The Nintendo Switch OLED Shortage Just Got Even Worse News

If you've been having a difficult time finding the recently-released Nintendo Switch OLED, you definitely aren't alone. It's a tale we're sure most are tired of hearing: global supply disruptions have made new hardware difficult to find, and the Switch OLED is not immune to the issue. In fact, a new report details the cuts Nintendo has had to make to its Switch sales forecast for its current fiscal year, and those cuts are significant.

Nintendo Switch production targets cut as OLED model launches

According to Nikkei Asia, Nintendo has been forced to cut its production targets by 20% for the 2021 fiscal year, ending in March 2022. Nintendo originally targeted 30 million unit sales for the fiscal year as a whole – an ambitious target for a platform that's coming up on its 5th birthday, but obtainable given the Switch's popularity. Now, Nintendo reportedly expects only to produce 24 million, a target that comes after earlier revisions to that initial goal.

Like every other company that makes consumer electronics, Nintendo is feeling the squeeze of the global semiconductor shortage prompted by the COVID-19 pandemic. Switch sales actually spiked at the beginning of the pandemic, as here in the US, states began implementing lockdowns right around the time that Animal Crossing: New Horizons launched for the platform.

The sudden interest in the Switch and gaming in general made Animal Crossing: New Horizons one of the best-selling games for the platform seemingly overnight, and it led to Switch shortages in the early days of the pandemic. Demand for the Switch remains strong, which is contributing to current stock shortages as well.

In a brief statement to Nikkei Asia, a Nintendo spokesperson suggested that the impact of these component shortages is still being determined, saying simply, "We are assessing their impact on our production." Still, even if the decrease in production targets isn't as bad as Nikkei's report suggests it will be, component shortages are still a reality of the world we currently live in.

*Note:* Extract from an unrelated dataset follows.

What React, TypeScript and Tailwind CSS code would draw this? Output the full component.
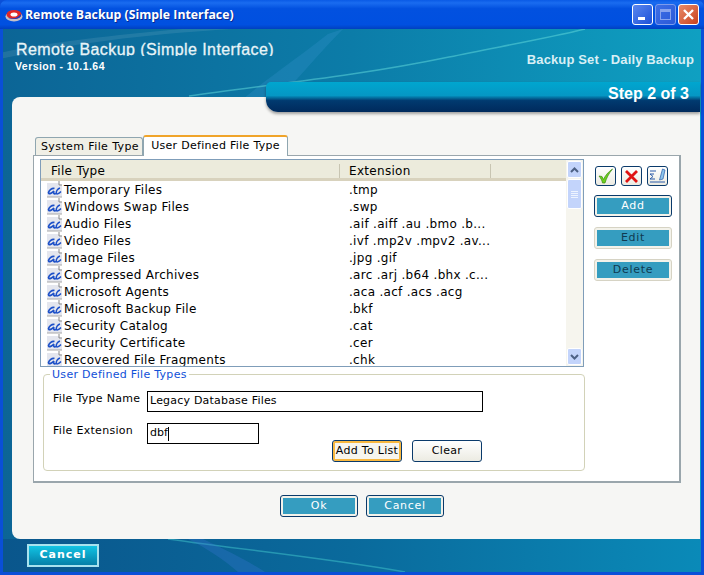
const files: [string, string][] = [
  ["Temporary Files", ".tmp"],
  ["Windows Swap Files", ".swp"],
  ["Audio Files", ".aif .aiff .au .bmo .b..."],
  ["Video Files", ".ivf .mp2v .mpv2 .av..."],
  ["Image Files", ".jpg .gif"],
  ["Compressed Archives", ".arc .arj .b64 .bhx .c..."],
  ["Microsoft Agents", ".aca .acf .acs .acg"],
  ["Microsoft Backup File", ".bkf"],
  ["Security Catalog", ".cat"],
  ["Security Certificate", ".cer"],
  ["Recovered File Fragments", ".chk"],
];

function FileIcon() {
  return (
    <svg width="17" height="17" viewBox="0 0 17 17" className="shrink-0">
      <path d="M1 2H12.500L16 4.500V16H1z" fill="#e4e6ee" />
      <path d="M1 16H16" stroke="#a8a8a8" />
      <path d="M13 0v4h3" fill="none" stroke="#8a8a8a" />
      <path d="M8.500 7.500C6 6.500 3 9.500 2.500 11.500 2.500 13.500 5 13 8 10 7 12 8 13.500 10 12.500" fill="none" stroke="#1c50c8" strokeWidth="1.700" />
      <path d="M14 7C12 7.500 9.500 10.500 10.500 12.500 11 13.500 13 12.500 15 10.500" fill="none" stroke="#1c50c8" strokeWidth="1.500" />
    </svg>
  );
}

function TealButton({ label, w, faded, dark }: { label: string; w: string; faded?: boolean; dark?: boolean }) {
  return (
    <div className={`${w} h-[22px] p-[2px] rounded-[3px] border bg-[#f3f2ea] ${faded ? "border-[#d6d3c4]" : "border-[#0a3a6b]"}`}>
      <div className={`h-full bg-[#359dc0] flex items-center justify-center text-[11px] tracking-[0.7px] ${dark ? "text-[#0f3a50]" : "text-white"}`}>{label}</div>
    </div>
  );
}

function Scrollbar() {
  return (
    <div className="w-[17px] shrink-0 bg-[#f6f5ee] flex flex-col">
      <div className="h-[17px] m-[1px] mb-0 rounded-[2px] border border-white bg-[#c3d4fb] flex items-center justify-center">
        <svg width="9" height="6" viewBox="0 0 9 6"><path d="M1 5l3.500-3.500L8 5" fill="none" stroke="#4d6185" strokeWidth="2" /></svg>
      </div>
      <div className="h-[30px] mx-[1px] mt-[1px] rounded-[2px] border border-white bg-[#c3d4fb] flex flex-col items-center justify-center gap-[1px]">
        <div className="w-[7px] h-px bg-[#eef4ff]" />
        <div className="w-[7px] h-px bg-[#eef4ff]" />
        <div className="w-[7px] h-px bg-[#eef4ff]" />
        <div className="w-[7px] h-px bg-[#eef4ff]" />
      </div>
      <div className="flex-1" />
      <div className="h-[17px] m-[1px] mt-0 rounded-[2px] border border-white bg-[#c3d4fb] flex items-center justify-center">
        <svg width="9" height="6" viewBox="0 0 9 6"><path d="M1 1l3.500 3.500L8 1" fill="none" stroke="#4d6185" strokeWidth="2" /></svg>
      </div>
    </div>
  );
}

function SmallIcon({ children }: { children: React.ReactNode }) {
  return (
    <div className="w-[21px] h-[20px] rounded-[3px] border border-[#0a3a6b] bg-gradient-to-b from-white to-[#ecebe2] flex items-center justify-center">
      {children}
    </div>
  );
}

export default function App() {
  return (
    <div className="w-[704px] h-[575px] overflow-hidden flex flex-col bg-[#0a4fd8] font-['DejaVu_Sans',sans-serif] text-black">
      <div className="h-[29px] shrink-0 rounded-t-[7px] bg-[linear-gradient(to_bottom,#0a5ae6_0%,#1a6cf0_10%,#0251e0_30%,#0050e0_85%,#0040c0_100%)] flex items-center pl-[5px] pr-[5px]">
        <svg width="18" height="14" viewBox="0 0 18 14" className="shrink-0">
          <ellipse cx="9" cy="8.500" rx="8.500" ry="5" fill="#c4c0c8" />
          <ellipse cx="9" cy="6.500" rx="7.500" ry="4.500" fill="#e02828" />
          <path d="M3 9.500c3 2 9 1.500 13-3.500 1 3-3 5-7 5-3 0-5-.5-6-1.500z" fill="#1d3fc0" />
          <ellipse cx="9" cy="6.500" rx="3.500" ry="2" fill="#fff" />
        </svg>
        <div className="ml-[2px] mt-[2px] text-white font-bold text-[12.300px] font-['Open_Sans',sans-serif] [text-shadow:1px_1px_0_#0a2a90] whitespace-nowrap">Remote Backup (Simple Interface)</div>
        <div className="ml-auto flex gap-[2px]">
          <div className="w-[21px] h-[21px] rounded-[3px] border border-white bg-gradient-to-br from-[#5a86ee] to-[#1c50d8] flex items-end pl-[5px] pb-[4px]">
            <div className="w-[7px] h-[3px] bg-white" />
          </div>
          <div className="w-[21px] h-[21px] rounded-[3px] border border-[#7d9cec] bg-gradient-to-br from-[#3d6ee6] to-[#2a5ad8] flex items-center justify-center">
            <div className="w-[11px] h-[11px] border border-[#87a3ee] border-t-[3px]" />
          </div>
          <div className="w-[21px] h-[21px] rounded-[3px] border border-white bg-gradient-to-br from-[#e88a68] to-[#c8401a] flex items-center justify-center">
            <svg width="13" height="13" viewBox="0 0 13 13"><path d="M2 2l9 9M11 2l-9 9" stroke="#fff" strokeWidth="2.400" /></svg>
          </div>
        </div>
      </div>

      <div className="flex-1 min-h-0 relative mx-[3px] mb-[3px] flex flex-col bg-gradient-to-r from-[#0c6596] via-[#0c7ca8] to-[#0fa0c2]">
        <svg className="absolute left-0 top-0 pointer-events-none" width="698" height="70" viewBox="0 0 698 70">
          <path d="M-3 30C80 12 160 4 230 0L180 0C110 6 40 14-3 24z" fill="#ffffff" fillOpacity="0.09" />
          <path d="M325 5C300 25 270 45 240 70L275 70C300 45 315 25 340 0z" fill="#4aa0e0" fillOpacity="0.2" />
          <path d="M186 67C260 56 350 48 446 28 500 17 550 8 582 0" fill="none" stroke="#5cd6d8" strokeOpacity="0.55" strokeWidth="1.500" />
        </svg>
        <div className="h-[68px] shrink-0 relative flex justify-between pl-[13px] pr-[7px] text-white">
          <div className="pt-[11px]">
            <div className="h-[16px] overflow-hidden leading-[19px] text-[16px] font-['Liberation_Sans',sans-serif] tracking-[0.42px] text-[#e8f4f8] [-webkit-text-stroke:0.3px_#e8f4f8] whitespace-nowrap">Remote Backup (Simple Interface)</div>
            <div className="-ml-[1px] mt-[4px] text-[10.500px] leading-[13px] font-bold font-['Liberation_Sans',sans-serif] tracking-[0.45px]">Version - 10.1.64</div>
          </div>
          <div className="pt-[23px] text-[13px] leading-[16px] font-bold font-['Liberation_Sans',sans-serif] tracking-[0.13px] text-[#d8eff5]">Backup Set - Daily Backup</div>
        </div>

        <div className="flex-1 min-h-0 relative ml-[9px] mr-[1px] rounded-l-[8px] bg-[#f6f6f4] flex flex-col">
          <div className="-mt-[15px] ml-auto w-[434px] h-[30px] shrink-0 rounded-bl-[12px] rounded-tl-[5px] bg-[linear-gradient(to_bottom,#00a6cf_0%,#0597c4_45%,#013a70_62%,#002a5c_100%)] shadow-[0_2px_3px_rgba(0,0,0,0.35)] flex items-center justify-end pr-[11px] pb-[6px] text-white font-bold text-[16px] font-['Liberation_Sans',sans-serif]">
            Step 2 of 3
          </div>

          <div className="mt-[22px] ml-[21px] flex items-end h-[21px] shrink-0">
            <div className="ml-[2px] w-[108px] h-[19px] rounded-t-[3px] border border-b-0 border-[#8fa6b0] bg-[#f0efe6] flex items-center justify-center pl-[2px] text-[11px] tracking-[0.4px] -mb-px">System File Type</div>
            <div className="relative z-10 w-[145px] h-[21px] rounded-t-[3px] border border-t-[2px] border-b-0 border-[#8fa6b0] border-t-[#f0a42a] bg-white flex items-center justify-center text-[11px] tracking-[0.3px] -mb-px">User Defined File Type</div>
          </div>

          <div className="ml-[21px] w-[648px] h-[328px] shrink-0 border border-[#9aa6ac] border-r-[2px] border-b-[2px] bg-white flex pl-[6px] pt-[3px]">
            <div className="w-[544px] flex flex-col">
              <div className="h-[208px] border border-[#7f9db9] flex shrink-0">
                <div className="flex-1 min-w-0 flex flex-col">
                  <div className="h-[21px] shrink-0 bg-[#ecebdc] border-b-[3px] border-[#d8d2bd] flex items-center pt-[4px] text-[12px] tracking-[0.3px]">
                    <div className="w-[299px] pl-[10px] border-r border-[#c8c5b2] h-[14px] flex items-center">File Type</div>
                    <div className="w-[151px] pl-[9px] border-r border-[#c8c5b2] h-[14px] flex items-center">Extension</div>
                  </div>
                  <div className="flex-1 overflow-hidden">
                    {files.map(([name, ext]) => (
                      <div key={name} className="h-[17px] flex items-center text-[12px] tracking-[0.3px] whitespace-nowrap">
                        <div className="w-[299px] flex items-center pl-[5px] gap-[1px]"><FileIcon /><span>{name}</span></div>
                        <div className="pl-[9px]">{ext}</div>
                      </div>
                    ))}
                  </div>
                </div>
                <Scrollbar />
              </div>

              <div className="relative mt-[7px] ml-[3px] w-[542px] h-[97px] shrink-0 rounded-[4px] border border-[#d2d2b8] pl-[9px]">
                <div className="absolute -top-[7px] left-[6px] px-[2px] bg-white text-[#1050d8] text-[11px] leading-[13px] tracking-[0.3px]">User Defined File Types</div>
                <div className="flex items-center pt-[16px]">
                  <div className="w-[94px] text-[11px] tracking-[0.3px] -mt-[5px]">File Type Name</div>
                  <div className="w-[336px] h-[21px] border border-black flex items-center pl-[2px] text-[11px] tracking-[0.2px]">Legacy Database Files</div>
                </div>
                <div className="flex items-center pt-[11px]">
                  <div className="w-[94px] text-[11px] tracking-[0.3px] -mt-[4px]">File Extension</div>
                  <div className="w-[112px] h-[21px] border border-black flex items-center pl-[2px] text-[11px]">dbf<span className="w-px h-[14px] bg-black" /></div>
                </div>
                <div className="flex -mt-[4px] ml-[279px] gap-[10px]">
                  <div className="w-[70px] h-[22px] rounded-[3px] border border-[#0a3a6b] shadow-[inset_0_0_0_2px_#f8b840] bg-[#f6f5ee] flex items-center justify-center text-[11px] tracking-[0.3px]">Add To List</div>
                  <div className="w-[70px] h-[22px] rounded-[3px] border border-[#0a3a6b] bg-gradient-to-b from-white to-[#ecebe2] flex items-center justify-center text-[11px] tracking-[0.3px]">Clear</div>
                </div>
              </div>
            </div>

            <div className="ml-[10px] flex flex-col items-start">
              <div className="flex gap-[5px] mt-[7px] ml-[1px]">
                <SmallIcon>
                  <svg width="17" height="16" viewBox="0 0 17 16"><path d="M2 8l3 .5 1.500 3C8 8 11 4 15.500 1 11.500 6 9.500 10 8 15H5.500C5 12 3.500 10 2 8z" fill="#6cd21e" stroke="#3e8a12" strokeWidth=".7" /></svg>
                </SmallIcon>
                <SmallIcon>
                  <svg width="15" height="15" viewBox="0 0 15 15"><path d="M2 2l11 11M13 2L2 13" stroke="#e01212" strokeWidth="2.800" /></svg>
                </SmallIcon>
                <SmallIcon>
                  <svg width="17" height="16" viewBox="0 0 17 16" fill="none"><path d="M1 3h6M5 6H1l3 2.500L1 11h5M1 14h15" stroke="#2a5aa8" /><path d="M13.500 1L16 2l-2 9-3.500 1z" fill="#8cc4ec" stroke="#2a5aa8" strokeWidth=".7" /></svg>
                </SmallIcon>
              </div>
              <div className="mt-[9px]"><TealButton label="Add" w="w-[78px]" /></div>
              <div className="mt-[10px]"><TealButton label="Edit" w="w-[78px]" faded dark /></div>
              <div className="mt-[10px]"><TealButton label="Delete" w="w-[78px]" faded dark /></div>
            </div>
          </div>

          <div className="mt-[12px] ml-[268px] flex gap-[8px]">
            <TealButton label="Ok" w="w-[78px]" />
            <TealButton label="Cancel" w="w-[78px]" />
          </div>
        </div>

        <div className="h-[33px] shrink-0 flex items-center pl-[24px] relative overflow-hidden bg-gradient-to-r from-[#0a568c] via-[#0a6a9c] to-[#0a8ab8]">
          <svg className="absolute left-0 top-0 pointer-events-none" width="698" height="33" viewBox="0 0 698 33">
            <path d="M165 0C250 12 330 20 402 33" fill="none" stroke="#3ec0c8" strokeOpacity="0.55" strokeWidth="1.500" />
            <path d="M200 0C225 12 245 22 262 33L235 33C220 20 205 10 185 0z" fill="#3a78d8" fillOpacity="0.3" />
          </svg>
          <div className="relative w-[72px] h-[23px] border-2 border-[#a8e2ee] bg-gradient-to-b from-[#12c4e4] to-[#0780a8] flex items-center justify-center text-white font-bold text-[11px] tracking-[1px]">Cancel</div>
        </div>
      </div>
    </div>
  );
}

Nintendo is in good company

Of course, Nintendo isn't alone in its struggle to secure components for new gaming hardware. However, it has good company in its current position, as Microsoft and Sony are grappling with the same issues and have been for quite some time. With the component shortage, PlayStation 5 and Xbox Series X consoles are still hard to find a year out from release.

While there are signs that the component shortage may be easing a little bit – for instance, the Xbox Series S is readily available in many places – manufacturers have indicated that we could be in this for the long haul as well. At best, it seems that the component shortage is expected to start getting better at some point in 2022, though we may not see noticeable improvement until we're into 2023.